■ INSTRUCTION:
Restate the listing that follows word for word, without its pictures.

■ SUPPLIED DATA:
- - -
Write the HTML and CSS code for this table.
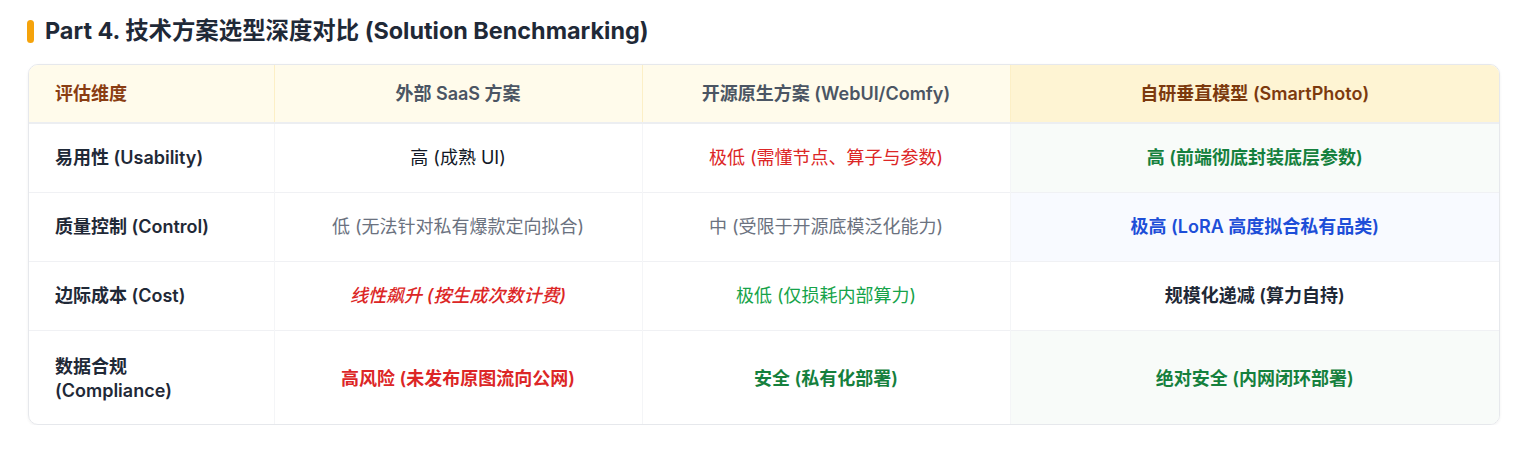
FILE: index.html
```html
<!DOCTYPE html>
<html lang="zh-CN">
<head>
<meta charset="utf-8">
<title>Solution Benchmarking</title>
<link rel="stylesheet" href="styles.css">
</head>
<body>
<section class="section">
  <h2 class="title"><span class="title-bar"></span>Part 4. 技术方案选型深度对比 (Solution Benchmarking)</h2>
  <div class="table-wrap">
    <table class="cmp">
      <colgroup>
        <col class="c1"><col class="c2"><col class="c3"><col class="c4">
      </colgroup>
      <thead>
        <tr>
          <th class="h-dim">评估维度</th>
          <th class="h-mid">外部 SaaS 方案</th>
          <th class="h-mid">开源原生方案 (WebUI/Comfy)</th>
          <th class="h-own">自研垂直模型 (SmartPhoto)</th>
        </tr>
      </thead>
      <tbody>
        <tr>
          <td class="dim">易用性 (Usability)</td>
          <td class="t-dark">高 (成熟 UI)</td>
          <td class="t-red">极低 (需懂节点、算子与参数)</td>
          <td class="own own-green t-green-b">高 (前端彻底封装底层参数)</td>
        </tr>
        <tr>
          <td class="dim">质量控制 (Control)</td>
          <td class="t-gray">低 (无法针对私有爆款定向拟合)</td>
          <td class="t-gray">中 (受限于开源底模泛化能力)</td>
          <td class="own own-blue t-blue-b">极高 (LoRA 高度拟合私有品类)</td>
        </tr>
        <tr>
          <td class="dim">边际成本 (Cost)</td>
          <td class="t-red-i">线性飙升 (按生成次数计费)</td>
          <td class="t-green">极低 (仅损耗内部算力)</td>
          <td class="own t-dark-b">规模化递减 (算力自持)</td>
        </tr>
        <tr>
          <td class="dim">数据合规<br>(Compliance)</td>
          <td class="t-red-b">高风险 (未发布原图流向公网)</td>
          <td class="t-green-b">安全 (私有化部署)</td>
          <td class="own own-green t-green-b">绝对安全 (内网闭环部署)</td>
        </tr>
      </tbody>
    </table>
  </div>
</section>
</body>
</html>
```

FILE: styles.css
```css
* { box-sizing: border-box; }

html, body {
  margin: 0;
  padding: 0;
  background: #ffffff;
}

body {
  font-family: Inter, "Noto Sans CJK SC", "Noto Sans", sans-serif;
  color: #1f2937;
}

.section {
  padding: 17px 24px 0 28px;
}

.title {
  display: flex;
  align-items: center;
  gap: 11px;
  margin: 0;
  font-size: 23.4px;
  font-weight: 700;
  line-height: 28px;
  color: #1f2937;
}

.title-bar {
  display: inline-block;
  flex: none;
  width: 7px;
  height: 23px;
  border-radius: 4px;
  background: #f5a30b;
  margin-left: -1px;
}

.table-wrap {
  margin-top: 19px;
  width: 1472px;
  border: 1px solid #e6e8ec;
  border-radius: 10px;
  overflow: hidden;
  box-shadow: 0 1px 3px rgba(17, 24, 39, 0.06);
}

.cmp {
  width: 100%;
  border-collapse: collapse;
  table-layout: fixed;
  font-size: 18px;
  line-height: 24px;
}

.c1 { width: 245px; }
.c2 { width: 368px; }
.c3 { width: 368px; }
.c4 { width: auto; }

.cmp th {
  height: 58px;
  padding: 0 26px;
  font-weight: 600;
  background: #fffbeb;
  border-bottom: 2px solid #eceef1;
  border-left: 1px solid #fcefc6;
  text-align: center;
}

.cmp th:first-child { border-left: none; text-align: left; }

.h-dim { color: #8a3d12; }
.h-mid { color: #4b5563; }
.h-own { color: #7c3a0e; background: #fef4d3 !important; }

.cmp td {
  height: 69px;
  padding: 0 26px;
  text-align: center;
  border-top: 1px solid #f0f1f4;
  border-left: 1px solid #f4f5f7;
  vertical-align: middle;
}

.cmp tbody tr:first-child td { border-top: none; }
.cmp tbody tr:last-child td { height: 94px; padding-top: 4px; }

.cmp td.dim {
  border-left: none;
  text-align: left;
  font-weight: 600;
  color: #1f2937;
}

.own-green { background: #f8fbf9; }
.own-blue { background: #f8faff; }

.t-dark { color: #111827; font-weight: 400; }
.t-dark-b { color: #1f2937; font-weight: 600; }
.t-gray { color: #6b7280; font-weight: 400; }
.t-red { color: #dc2626; font-weight: 400; }
.t-red-i { color: #dc2626; font-weight: 500; font-style: italic; }
.t-red-b { color: #dc2626; font-weight: 600; }
.t-green { color: #16a34a; font-weight: 400; }
.t-green-b { color: #15803d; font-weight: 600; }
.t-blue-b { color: #1d4ed8; font-weight: 600; }
```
- - -
■ ANSWER TO THIS PROBLEM:
Write the HTML and CSS code for this table.
FILE: index.html
```html
<!DOCTYPE html>
<html lang="zh-CN">
<head>
<meta charset="utf-8">
<title>Solution Benchmarking</title>
<link rel="stylesheet" href="styles.css">
</head>
<body>
<section class="section">
  <h2 class="title"><span class="title-bar"></span>Part 4. 技术方案选型深度对比 (Solution Benchmarking)</h2>
  <div class="table-wrap">
    <table class="cmp">
      <colgroup>
        <col class="c1"><col class="c2"><col class="c3"><col class="c4">
      </colgroup>
      <thead>
        <tr>
          <th class="h-dim">评估维度</th>
          <th class="h-mid">外部 SaaS 方案</th>
          <th class="h-mid">开源原生方案 (WebUI/Comfy)</th>
          <th class="h-own">自研垂直模型 (SmartPhoto)</th>
        </tr>
      </thead>
      <tbody>
        <tr>
          <td class="dim">易用性 (Usability)</td>
          <td class="t-dark">高 (成熟 UI)</td>
          <td class="t-red">极低 (需懂节点、算子与参数)</td>
          <td class="own own-green t-green-b">高 (前端彻底封装底层参数)</td>
        </tr>
        <tr>
          <td class="dim">质量控制 (Control)</td>
          <td class="t-gray">低 (无法针对私有爆款定向拟合)</td>
          <td class="t-gray">中 (受限于开源底模泛化能力)</td>
          <td class="own own-blue t-blue-b">极高 (LoRA 高度拟合私有品类)</td>
        </tr>
        <tr>
          <td class="dim">边际成本 (Cost)</td>
          <td class="t-red-i">线性飙升 (按生成次数计费)</td>
          <td class="t-green">极低 (仅损耗内部算力)</td>
          <td class="own t-dark-b">规模化递减 (算力自持)</td>
        </tr>
        <tr>
          <td class="dim">数据合规<br>(Compliance)</td>
          <td class="t-red-b">高风险 (未发布原图流向公网)</td>
          <td class="t-green-b">安全 (私有化部署)</td>
          <td class="own own-green t-green-b">绝对安全 (内网闭环部署)</td>
        </tr>
      </tbody>
    </table>
  </div>
</section>
</body>
</html>
```

FILE: styles.css
```css
* { box-sizing: border-box; }

html, body {
  margin: 0;
  padding: 0;
  background: #ffffff;
}

body {
  font-family: Inter, "Noto Sans CJK SC", "Noto Sans", sans-serif;
  color: #1f2937;
}

.section {
  padding: 17px 24px 0 28px;
}

.title {
  display: flex;
  align-items: center;
  gap: 11px;
  margin: 0;
  font-size: 23.4px;
  font-weight: 700;
  line-height: 28px;
  color: #1f2937;
}

.title-bar {
  display: inline-block;
  flex: none;
  width: 7px;
  height: 23px;
  border-radius: 4px;
  background: #f5a30b;
  margin-left: -1px;
}

.table-wrap {
  margin-top: 19px;
  width: 1472px;
  border: 1px solid #e6e8ec;
  border-radius: 10px;
  overflow: hidden;
  box-shadow: 0 1px 3px rgba(17, 24, 39, 0.06);
}

.cmp {
  width: 100%;
  border-collapse: collapse;
  table-layout: fixed;
  font-size: 18px;
  line-height: 24px;
}

.c1 { width: 245px; }
.c2 { width: 368px; }
.c3 { width: 368px; }
.c4 { width: auto; }

.cmp th {
  height: 58px;
  padding: 0 26px;
  font-weight: 600;
  background: #fffbeb;
  border-bottom: 2px solid #eceef1;
  border-left: 1px solid #fcefc6;
  text-align: center;
}

.cmp th:first-child { border-left: none; text-align: left; }

.h-dim { color: #8a3d12; }
.h-mid { color: #4b5563; }
.h-own { color: #7c3a0e; background: #fef4d3 !important; }

.cmp td {
  height: 69px;
  padding: 0 26px;
  text-align: center;
  border-top: 1px solid #f0f1f4;
  border-left: 1px solid #f4f5f7;
  vertical-align: middle;
}

.cmp tbody tr:first-child td { border-top: none; }
.cmp tbody tr:last-child td { height: 94px; padding-top: 4px; }

.cmp td.dim {
  border-left: none;
  text-align: left;
  font-weight: 600;
  color: #1f2937;
}

.own-green { background: #f8fbf9; }
.own-blue { background: #f8faff; }

.t-dark { color: #111827; font-weight: 400; }
.t-dark-b { color: #1f2937; font-weight: 600; }
.t-gray { color: #6b7280; font-weight: 400; }
.t-red { color: #dc2626; font-weight: 400; }
.t-red-i { color: #dc2626; font-weight: 500; font-style: italic; }
.t-red-b { color: #dc2626; font-weight: 600; }
.t-green { color: #16a34a; font-weight: 400; }
.t-green-b { color: #15803d; font-weight: 600; }
.t-blue-b { color: #1d4ed8; font-weight: 600; }
```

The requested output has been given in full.